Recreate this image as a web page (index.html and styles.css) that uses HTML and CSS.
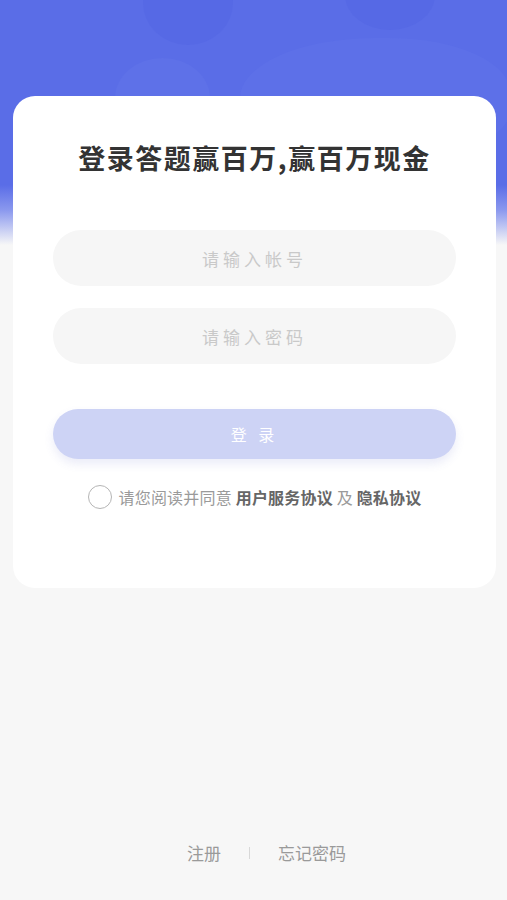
FILE: index.html
```html
<!DOCTYPE html>
<html lang="zh">
<head>
  <meta charset="UTF-8">
  <meta name="viewport" content="width=device-width, initial-scale=1.0">
  <title>登录</title>
  <link rel="stylesheet" href="styles.css">
</head>
<body>

  <div class="page">
    <!-- 顶部背景装饰 -->
    <div class="bg-blobs">
      <span class="blob blob-a"></span>
      <span class="blob blob-b"></span>
      <span class="blob blob-c"></span>
      <span class="blob blob-d"></span>
    </div>

    <div class="card">
      <h1 class="title">登录答题赢百万,赢百万现金</h1>

      <form class="login-form" onsubmit="return false">
        <input class="field" type="text" placeholder="请输入帐号">
        <input class="field" type="password" placeholder="请输入密码">
        <button class="login-btn" type="submit">登 录</button>
      </form>

      <label class="agree">
        <span class="radio"></span>
        <span>请您阅读并同意 <b>用户服务协议</b> 及 <b>隐私协议</b></span>
      </label>
    </div>

    <div class="footer">
      <a href="#">注册</a>
      <span class="sep"></span>
      <a href="#">忘记密码</a>
    </div>
  </div>

</body>
</html>
```

FILE: styles.css
```css
* {
  box-sizing: border-box;
}
body {
  margin: 0;
  font-family: "Noto Sans CJK SC", "Noto Sans", sans-serif;
  background: #f7f7f7;
}
.page {
  position: relative;
  min-height: 100vh;
  display: flex;
  flex-direction: column;
  overflow: hidden;
  background: linear-gradient(#5a6de7 0, #5a6de7 185px, #8a98ee 210px, #f7f7f7 245px);
}
.bg-blobs {
  position: absolute;
  top: 0;
  left: 0;
  right: 0;
  height: 200px;
}
.blob {
  position: absolute;
  border-radius: 50%;
}
.blob-a {
  left: 143px;
  top: -40px;
  width: 90px;
  height: 85px;
  background: #5669e5;
}
.blob-b {
  left: 345px;
  top: -40px;
  width: 90px;
  height: 70px;
  background: #5669e5;
}
.blob-c {
  left: 115px;
  top: 58px;
  width: 95px;
  height: 80px;
  background: #5e71e8;
}
.blob-d {
  left: 240px;
  top: 38px;
  width: 270px;
  height: 120px;
  border-radius: 50% 45% 40% 50%;
  background: #5d70e8;
}
.card {
  position: relative;
  margin: 96px 11px 0 13px;
  background: #fff;
  border-radius: 22px;
  padding: 45px 40px 79px;
  text-align: center;
}
.title {
  margin: 0;
  font-size: 27px;
  line-height: 34px;
  letter-spacing: 1.5px;
  font-weight: 700;
  color: #333;
}
.login-form {
  margin-top: 55px;
  display: flex;
  flex-direction: column;
  gap: 22px;
}
.field {
  height: 56px;
  width: 100%;
  border: none;
  border-radius: 28px;
  background: #f6f6f6;
  text-align: center;
  font-family: inherit;
  font-size: 17px;
  letter-spacing: 4px;
  color: #333;
  outline: none;
}
.field::placeholder {
  color: #c9c9c9;
}
.login-btn {
  margin-top: 23px;
  height: 50px;
  border: none;
  border-radius: 25px;
  background: #cdd3f5;
  color: #fff;
  font-family: inherit;
  font-size: 16px;
  letter-spacing: 4px;
  box-shadow: 0 5px 10px rgba(90, 100, 200, 0.12);
}
.agree {
  margin-top: 26px;
  display: flex;
  align-items: center;
  justify-content: center;
  gap: 7px;
  font-size: 16px;
  letter-spacing: 0.2px;
  line-height: 22px;
  color: #9a9a9a;
}
.agree b {
  font-weight: 600;
  color: #666;
}
.radio {
  width: 24px;
  height: 24px;
  border: 1px solid #b5b5b5;
  border-radius: 50%;
}
.footer {
  margin-top: auto;
  padding: 0 0 37px 26px;
  display: flex;
  justify-content: center;
  align-items: center;
  gap: 28px;
}
.footer a {
  font-size: 17px;
  line-height: 20px;
  color: #9a9a9a;
  text-decoration: none;
}
.sep {
  width: 1px;
  height: 12px;
  background: #d8d8d8;
}
```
# # # # #
# WHAT TO DO
Your copy of the data should match it exactly, except that pictures are left out.

# CORRECT ANSWER
Recreate this image as a web page (index.html and styles.css) that uses HTML and CSS.
FILE: index.html
```html
<!DOCTYPE html>
<html lang="zh">
<head>
  <meta charset="UTF-8">
  <meta name="viewport" content="width=device-width, initial-scale=1.0">
  <title>登录</title>
  <link rel="stylesheet" href="styles.css">
</head>
<body>

  <div class="page">
    <!-- 顶部背景装饰 -->
    <div class="bg-blobs">
      <span class="blob blob-a"></span>
      <span class="blob blob-b"></span>
      <span class="blob blob-c"></span>
      <span class="blob blob-d"></span>
    </div>

    <div class="card">
      <h1 class="title">登录答题赢百万,赢百万现金</h1>

      <form class="login-form" onsubmit="return false">
        <input class="field" type="text" placeholder="请输入帐号">
        <input class="field" type="password" placeholder="请输入密码">
        <button class="login-btn" type="submit">登 录</button>
      </form>

      <label class="agree">
        <span class="radio"></span>
        <span>请您阅读并同意 <b>用户服务协议</b> 及 <b>隐私协议</b></span>
      </label>
    </div>

    <div class="footer">
      <a href="#">注册</a>
      <span class="sep"></span>
      <a href="#">忘记密码</a>
    </div>
  </div>

</body>
</html>
```

FILE: styles.css
```css
* {
  box-sizing: border-box;
}
body {
  margin: 0;
  font-family: "Noto Sans CJK SC", "Noto Sans", sans-serif;
  background: #f7f7f7;
}
.page {
  position: relative;
  min-height: 100vh;
  display: flex;
  flex-direction: column;
  overflow: hidden;
  background: linear-gradient(#5a6de7 0, #5a6de7 185px, #8a98ee 210px, #f7f7f7 245px);
}
.bg-blobs {
  position: absolute;
  top: 0;
  left: 0;
  right: 0;
  height: 200px;
}
.blob {
  position: absolute;
  border-radius: 50%;
}
.blob-a {
  left: 143px;
  top: -40px;
  width: 90px;
  height: 85px;
  background: #5669e5;
}
.blob-b {
  left: 345px;
  top: -40px;
  width: 90px;
  height: 70px;
  background: #5669e5;
}
.blob-c {
  left: 115px;
  top: 58px;
  width: 95px;
  height: 80px;
  background: #5e71e8;
}
.blob-d {
  left: 240px;
  top: 38px;
  width: 270px;
  height: 120px;
  border-radius: 50% 45% 40% 50%;
  background: #5d70e8;
}
.card {
  position: relative;
  margin: 96px 11px 0 13px;
  background: #fff;
  border-radius: 22px;
  padding: 45px 40px 79px;
  text-align: center;
}
.title {
  margin: 0;
  font-size: 27px;
  line-height: 34px;
  letter-spacing: 1.5px;
  font-weight: 700;
  color: #333;
}
.login-form {
  margin-top: 55px;
  display: flex;
  flex-direction: column;
  gap: 22px;
}
.field {
  height: 56px;
  width: 100%;
  border: none;
  border-radius: 28px;
  background: #f6f6f6;
  text-align: center;
  font-family: inherit;
  font-size: 17px;
  letter-spacing: 4px;
  color: #333;
  outline: none;
}
.field::placeholder {
  color: #c9c9c9;
}
.login-btn {
  margin-top: 23px;
  height: 50px;
  border: none;
  border-radius: 25px;
  background: #cdd3f5;
  color: #fff;
  font-family: inherit;
  font-size: 16px;
  letter-spacing: 4px;
  box-shadow: 0 5px 10px rgba(90, 100, 200, 0.12);
}
.agree {
  margin-top: 26px;
  display: flex;
  align-items: center;
  justify-content: center;
  gap: 7px;
  font-size: 16px;
  letter-spacing: 0.2px;
  line-height: 22px;
  color: #9a9a9a;
}
.agree b {
  font-weight: 600;
  color: #666;
}
.radio {
  width: 24px;
  height: 24px;
  border: 1px solid #b5b5b5;
  border-radius: 50%;
}
.footer {
  margin-top: auto;
  padding: 0 0 37px 26px;
  display: flex;
  justify-content: center;
  align-items: center;
  gap: 28px;
}
.footer a {
  font-size: 17px;
  line-height: 20px;
  color: #9a9a9a;
  text-decoration: none;
}
.sep {
  width: 1px;
  height: 12px;
  background: #d8d8d8;
}
```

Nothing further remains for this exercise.